- [Information supplied]

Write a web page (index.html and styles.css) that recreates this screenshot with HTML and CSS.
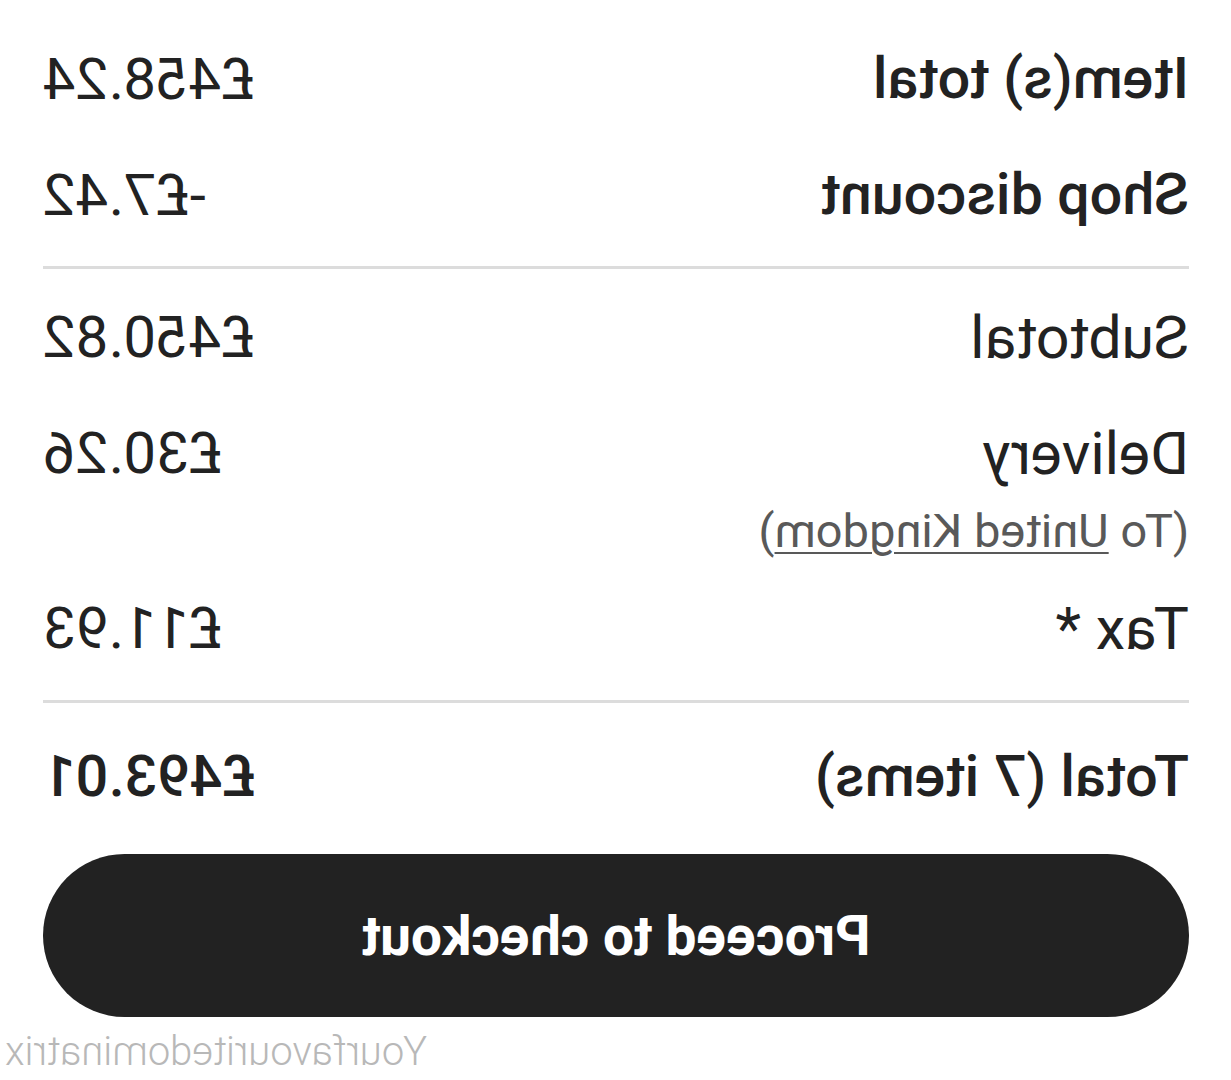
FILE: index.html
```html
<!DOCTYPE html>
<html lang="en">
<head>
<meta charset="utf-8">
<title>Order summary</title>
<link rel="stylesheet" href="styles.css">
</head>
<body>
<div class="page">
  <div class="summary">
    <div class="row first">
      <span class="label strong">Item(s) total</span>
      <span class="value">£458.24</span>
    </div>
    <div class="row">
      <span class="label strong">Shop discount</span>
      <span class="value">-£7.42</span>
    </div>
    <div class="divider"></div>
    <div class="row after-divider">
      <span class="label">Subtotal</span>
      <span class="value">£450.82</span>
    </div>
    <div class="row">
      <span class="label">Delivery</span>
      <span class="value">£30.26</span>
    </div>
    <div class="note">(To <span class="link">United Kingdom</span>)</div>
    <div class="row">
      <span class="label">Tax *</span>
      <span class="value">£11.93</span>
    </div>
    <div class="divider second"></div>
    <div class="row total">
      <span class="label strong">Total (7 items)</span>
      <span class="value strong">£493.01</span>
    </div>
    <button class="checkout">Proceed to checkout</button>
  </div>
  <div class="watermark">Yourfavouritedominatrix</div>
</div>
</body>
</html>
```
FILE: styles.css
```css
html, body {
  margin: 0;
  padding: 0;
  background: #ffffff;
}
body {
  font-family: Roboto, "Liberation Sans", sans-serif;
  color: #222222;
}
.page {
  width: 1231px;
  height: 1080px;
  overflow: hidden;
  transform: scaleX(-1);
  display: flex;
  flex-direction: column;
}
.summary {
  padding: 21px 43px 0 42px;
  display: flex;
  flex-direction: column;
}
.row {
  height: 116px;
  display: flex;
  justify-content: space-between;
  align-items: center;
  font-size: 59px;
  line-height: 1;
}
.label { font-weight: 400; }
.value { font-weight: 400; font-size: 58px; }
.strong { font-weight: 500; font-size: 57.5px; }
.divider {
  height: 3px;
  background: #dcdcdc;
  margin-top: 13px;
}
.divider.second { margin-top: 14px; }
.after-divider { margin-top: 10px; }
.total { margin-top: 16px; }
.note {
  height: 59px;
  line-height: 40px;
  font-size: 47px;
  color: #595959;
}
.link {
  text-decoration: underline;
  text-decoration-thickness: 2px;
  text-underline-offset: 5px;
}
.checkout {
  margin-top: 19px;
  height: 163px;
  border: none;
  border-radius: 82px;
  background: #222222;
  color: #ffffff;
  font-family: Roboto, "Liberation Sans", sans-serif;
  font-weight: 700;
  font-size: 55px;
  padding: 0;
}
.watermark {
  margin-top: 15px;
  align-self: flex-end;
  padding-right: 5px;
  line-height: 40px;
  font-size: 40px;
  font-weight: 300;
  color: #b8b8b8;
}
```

- [Work to complete] Transcribe each line above verbatim, with the pictures left out.

- [Output of the exercise]
Write a web page (index.html and styles.css) that recreates this screenshot with HTML and CSS.
FILE: index.html
```html
<!DOCTYPE html>
<html lang="en">
<head>
<meta charset="utf-8">
<title>Order summary</title>
<link rel="stylesheet" href="styles.css">
</head>
<body>
<div class="page">
  <div class="summary">
    <div class="row first">
      <span class="label strong">Item(s) total</span>
      <span class="value">£458.24</span>
    </div>
    <div class="row">
      <span class="label strong">Shop discount</span>
      <span class="value">-£7.42</span>
    </div>
    <div class="divider"></div>
    <div class="row after-divider">
      <span class="label">Subtotal</span>
      <span class="value">£450.82</span>
    </div>
    <div class="row">
      <span class="label">Delivery</span>
      <span class="value">£30.26</span>
    </div>
    <div class="note">(To <span class="link">United Kingdom</span>)</div>
    <div class="row">
      <span class="label">Tax *</span>
      <span class="value">£11.93</span>
    </div>
    <div class="divider second"></div>
    <div class="row total">
      <span class="label strong">Total (7 items)</span>
      <span class="value strong">£493.01</span>
    </div>
    <button class="checkout">Proceed to checkout</button>
  </div>
  <div class="watermark">Yourfavouritedominatrix</div>
</div>
</body>
</html>
```
FILE: styles.css
```css
html, body {
  margin: 0;
  padding: 0;
  background: #ffffff;
}
body {
  font-family: Roboto, "Liberation Sans", sans-serif;
  color: #222222;
}
.page {
  width: 1231px;
  height: 1080px;
  overflow: hidden;
  transform: scaleX(-1);
  display: flex;
  flex-direction: column;
}
.summary {
  padding: 21px 43px 0 42px;
  display: flex;
  flex-direction: column;
}
.row {
  height: 116px;
  display: flex;
  justify-content: space-between;
  align-items: center;
  font-size: 59px;
  line-height: 1;
}
.label { font-weight: 400; }
.value { font-weight: 400; font-size: 58px; }
.strong { font-weight: 500; font-size: 57.5px; }
.divider {
  height: 3px;
  background: #dcdcdc;
  margin-top: 13px;
}
.divider.second { margin-top: 14px; }
.after-divider { margin-top: 10px; }
.total { margin-top: 16px; }
.note {
  height: 59px;
  line-height: 40px;
  font-size: 47px;
  color: #595959;
}
.link {
  text-decoration: underline;
  text-decoration-thickness: 2px;
  text-underline-offset: 5px;
}
.checkout {
  margin-top: 19px;
  height: 163px;
  border: none;
  border-radius: 82px;
  background: #222222;
  color: #ffffff;
  font-family: Roboto, "Liberation Sans", sans-serif;
  font-weight: 700;
  font-size: 55px;
  padding: 0;
}
.watermark {
  margin-top: 15px;
  align-self: flex-end;
  padding-right: 5px;
  line-height: 40px;
  font-size: 40px;
  font-weight: 300;
  color: #b8b8b8;
}
```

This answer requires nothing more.